What is being asked:
Only lines with the word "styles" are needed; collect each of them from the listing below.

Input rows:
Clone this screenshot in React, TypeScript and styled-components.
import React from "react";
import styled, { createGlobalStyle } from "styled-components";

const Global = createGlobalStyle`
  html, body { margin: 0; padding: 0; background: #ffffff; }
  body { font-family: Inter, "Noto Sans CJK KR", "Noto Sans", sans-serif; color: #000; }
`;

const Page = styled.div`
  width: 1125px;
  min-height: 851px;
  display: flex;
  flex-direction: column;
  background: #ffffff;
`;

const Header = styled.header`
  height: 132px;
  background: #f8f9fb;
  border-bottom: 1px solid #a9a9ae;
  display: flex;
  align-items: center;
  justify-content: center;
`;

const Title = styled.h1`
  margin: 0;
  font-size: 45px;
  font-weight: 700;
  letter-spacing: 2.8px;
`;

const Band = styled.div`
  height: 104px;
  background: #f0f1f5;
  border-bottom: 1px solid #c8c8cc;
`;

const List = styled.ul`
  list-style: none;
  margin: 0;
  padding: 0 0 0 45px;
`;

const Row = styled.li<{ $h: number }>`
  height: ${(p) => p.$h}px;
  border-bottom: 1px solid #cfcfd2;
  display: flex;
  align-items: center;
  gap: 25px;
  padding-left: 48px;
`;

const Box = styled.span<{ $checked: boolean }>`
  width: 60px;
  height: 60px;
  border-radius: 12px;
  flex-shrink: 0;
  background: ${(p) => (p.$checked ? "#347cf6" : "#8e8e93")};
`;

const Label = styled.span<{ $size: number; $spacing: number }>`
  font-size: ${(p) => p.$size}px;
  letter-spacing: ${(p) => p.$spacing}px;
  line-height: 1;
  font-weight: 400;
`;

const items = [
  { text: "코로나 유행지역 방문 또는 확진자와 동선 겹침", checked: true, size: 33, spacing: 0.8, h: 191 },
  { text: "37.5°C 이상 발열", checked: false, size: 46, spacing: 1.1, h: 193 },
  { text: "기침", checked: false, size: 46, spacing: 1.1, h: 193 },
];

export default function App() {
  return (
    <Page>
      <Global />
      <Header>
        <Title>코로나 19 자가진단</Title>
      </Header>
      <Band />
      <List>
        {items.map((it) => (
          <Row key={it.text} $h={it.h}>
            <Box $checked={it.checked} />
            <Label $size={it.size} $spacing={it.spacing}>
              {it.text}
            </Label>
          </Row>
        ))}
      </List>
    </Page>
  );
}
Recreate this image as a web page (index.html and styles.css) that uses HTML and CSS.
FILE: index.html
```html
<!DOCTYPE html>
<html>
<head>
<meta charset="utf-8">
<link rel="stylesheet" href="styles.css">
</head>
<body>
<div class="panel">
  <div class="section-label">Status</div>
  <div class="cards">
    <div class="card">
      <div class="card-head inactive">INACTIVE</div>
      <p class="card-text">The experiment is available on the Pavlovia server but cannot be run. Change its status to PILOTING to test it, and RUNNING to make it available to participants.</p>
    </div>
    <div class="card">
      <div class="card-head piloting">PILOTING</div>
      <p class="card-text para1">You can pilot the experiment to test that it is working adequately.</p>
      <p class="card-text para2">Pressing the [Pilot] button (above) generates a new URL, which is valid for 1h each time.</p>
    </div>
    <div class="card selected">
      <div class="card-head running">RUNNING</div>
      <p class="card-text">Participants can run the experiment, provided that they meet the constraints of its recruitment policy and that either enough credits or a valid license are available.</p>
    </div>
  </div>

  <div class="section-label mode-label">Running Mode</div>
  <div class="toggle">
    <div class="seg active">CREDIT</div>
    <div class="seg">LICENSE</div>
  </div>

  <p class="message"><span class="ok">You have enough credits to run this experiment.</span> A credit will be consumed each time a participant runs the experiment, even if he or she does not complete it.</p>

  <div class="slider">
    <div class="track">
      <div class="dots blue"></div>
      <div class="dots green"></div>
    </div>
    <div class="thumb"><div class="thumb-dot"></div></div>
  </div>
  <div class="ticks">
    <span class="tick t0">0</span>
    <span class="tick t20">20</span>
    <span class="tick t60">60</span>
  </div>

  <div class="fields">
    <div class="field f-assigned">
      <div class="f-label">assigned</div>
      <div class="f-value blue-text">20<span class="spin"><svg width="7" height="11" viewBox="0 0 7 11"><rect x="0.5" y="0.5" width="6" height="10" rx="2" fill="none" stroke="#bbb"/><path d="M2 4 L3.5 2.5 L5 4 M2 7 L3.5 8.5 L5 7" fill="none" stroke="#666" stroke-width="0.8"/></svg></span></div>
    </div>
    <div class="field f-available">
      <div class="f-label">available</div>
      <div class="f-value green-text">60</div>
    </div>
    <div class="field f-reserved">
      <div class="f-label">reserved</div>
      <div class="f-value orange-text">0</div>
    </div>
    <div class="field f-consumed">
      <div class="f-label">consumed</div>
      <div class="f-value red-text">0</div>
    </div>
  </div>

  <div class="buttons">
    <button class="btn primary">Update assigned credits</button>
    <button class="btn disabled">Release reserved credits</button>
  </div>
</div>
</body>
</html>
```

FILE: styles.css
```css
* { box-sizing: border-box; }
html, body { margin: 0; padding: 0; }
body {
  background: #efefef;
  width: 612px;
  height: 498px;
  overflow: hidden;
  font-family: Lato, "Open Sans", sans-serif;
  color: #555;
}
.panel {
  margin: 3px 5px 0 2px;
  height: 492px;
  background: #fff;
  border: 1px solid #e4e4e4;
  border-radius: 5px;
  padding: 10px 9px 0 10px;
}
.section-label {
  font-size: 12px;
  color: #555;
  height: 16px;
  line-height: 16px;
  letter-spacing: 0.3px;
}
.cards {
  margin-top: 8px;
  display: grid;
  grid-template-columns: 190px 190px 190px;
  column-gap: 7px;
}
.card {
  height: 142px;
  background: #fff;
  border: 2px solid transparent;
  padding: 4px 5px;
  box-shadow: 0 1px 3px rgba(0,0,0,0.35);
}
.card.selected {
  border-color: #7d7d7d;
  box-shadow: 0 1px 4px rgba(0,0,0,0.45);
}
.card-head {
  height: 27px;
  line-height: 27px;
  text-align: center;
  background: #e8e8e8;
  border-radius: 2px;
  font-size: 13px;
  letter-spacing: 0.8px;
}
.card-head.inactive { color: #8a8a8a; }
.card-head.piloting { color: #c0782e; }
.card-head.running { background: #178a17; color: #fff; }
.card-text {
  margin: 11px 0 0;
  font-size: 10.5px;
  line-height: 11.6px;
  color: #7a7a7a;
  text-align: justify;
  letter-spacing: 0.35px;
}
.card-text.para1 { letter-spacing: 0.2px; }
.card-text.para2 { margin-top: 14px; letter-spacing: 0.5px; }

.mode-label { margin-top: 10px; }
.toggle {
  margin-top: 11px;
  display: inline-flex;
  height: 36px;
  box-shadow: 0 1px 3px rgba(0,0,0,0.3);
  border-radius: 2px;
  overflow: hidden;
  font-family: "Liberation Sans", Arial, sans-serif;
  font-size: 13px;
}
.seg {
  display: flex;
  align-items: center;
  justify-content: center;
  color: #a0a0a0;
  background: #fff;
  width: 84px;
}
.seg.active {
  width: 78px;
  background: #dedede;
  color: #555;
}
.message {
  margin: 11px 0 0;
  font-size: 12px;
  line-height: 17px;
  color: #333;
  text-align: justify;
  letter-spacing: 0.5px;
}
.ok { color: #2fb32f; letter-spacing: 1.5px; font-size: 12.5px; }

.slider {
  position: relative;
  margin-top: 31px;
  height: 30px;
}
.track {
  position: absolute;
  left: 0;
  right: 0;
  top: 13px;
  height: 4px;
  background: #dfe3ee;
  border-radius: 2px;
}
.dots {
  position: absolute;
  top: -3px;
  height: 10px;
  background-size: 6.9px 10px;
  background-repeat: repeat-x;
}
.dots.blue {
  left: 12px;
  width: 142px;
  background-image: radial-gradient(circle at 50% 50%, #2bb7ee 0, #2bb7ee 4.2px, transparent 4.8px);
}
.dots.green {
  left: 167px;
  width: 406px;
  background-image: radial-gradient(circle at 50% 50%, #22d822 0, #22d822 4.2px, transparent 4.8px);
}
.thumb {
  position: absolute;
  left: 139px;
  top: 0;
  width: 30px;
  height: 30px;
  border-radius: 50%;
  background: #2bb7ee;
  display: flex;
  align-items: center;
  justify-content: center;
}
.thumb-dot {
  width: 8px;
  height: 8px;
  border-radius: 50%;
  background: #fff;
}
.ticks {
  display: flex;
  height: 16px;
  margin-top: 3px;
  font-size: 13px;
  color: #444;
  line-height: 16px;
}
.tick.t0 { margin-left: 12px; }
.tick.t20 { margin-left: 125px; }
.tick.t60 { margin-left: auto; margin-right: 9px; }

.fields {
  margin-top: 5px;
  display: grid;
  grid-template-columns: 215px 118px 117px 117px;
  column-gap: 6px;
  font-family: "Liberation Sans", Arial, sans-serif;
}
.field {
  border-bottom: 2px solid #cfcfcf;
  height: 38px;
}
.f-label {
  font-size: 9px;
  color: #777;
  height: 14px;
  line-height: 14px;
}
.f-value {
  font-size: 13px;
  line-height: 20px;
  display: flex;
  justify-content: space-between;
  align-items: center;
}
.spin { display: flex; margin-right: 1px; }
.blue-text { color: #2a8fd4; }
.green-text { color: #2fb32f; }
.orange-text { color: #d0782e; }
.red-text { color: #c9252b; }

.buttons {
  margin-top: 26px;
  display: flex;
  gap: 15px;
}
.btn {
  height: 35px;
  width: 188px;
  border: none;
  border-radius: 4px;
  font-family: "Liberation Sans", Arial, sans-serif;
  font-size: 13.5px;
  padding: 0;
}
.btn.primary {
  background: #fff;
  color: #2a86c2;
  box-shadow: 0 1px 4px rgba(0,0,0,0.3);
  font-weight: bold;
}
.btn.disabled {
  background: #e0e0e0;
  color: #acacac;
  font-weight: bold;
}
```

Response:
Recreate this image as a web page (index.html and styles.css) that uses HTML and CSS.
<link rel="stylesheet" href="styles.css">
FILE: styles.css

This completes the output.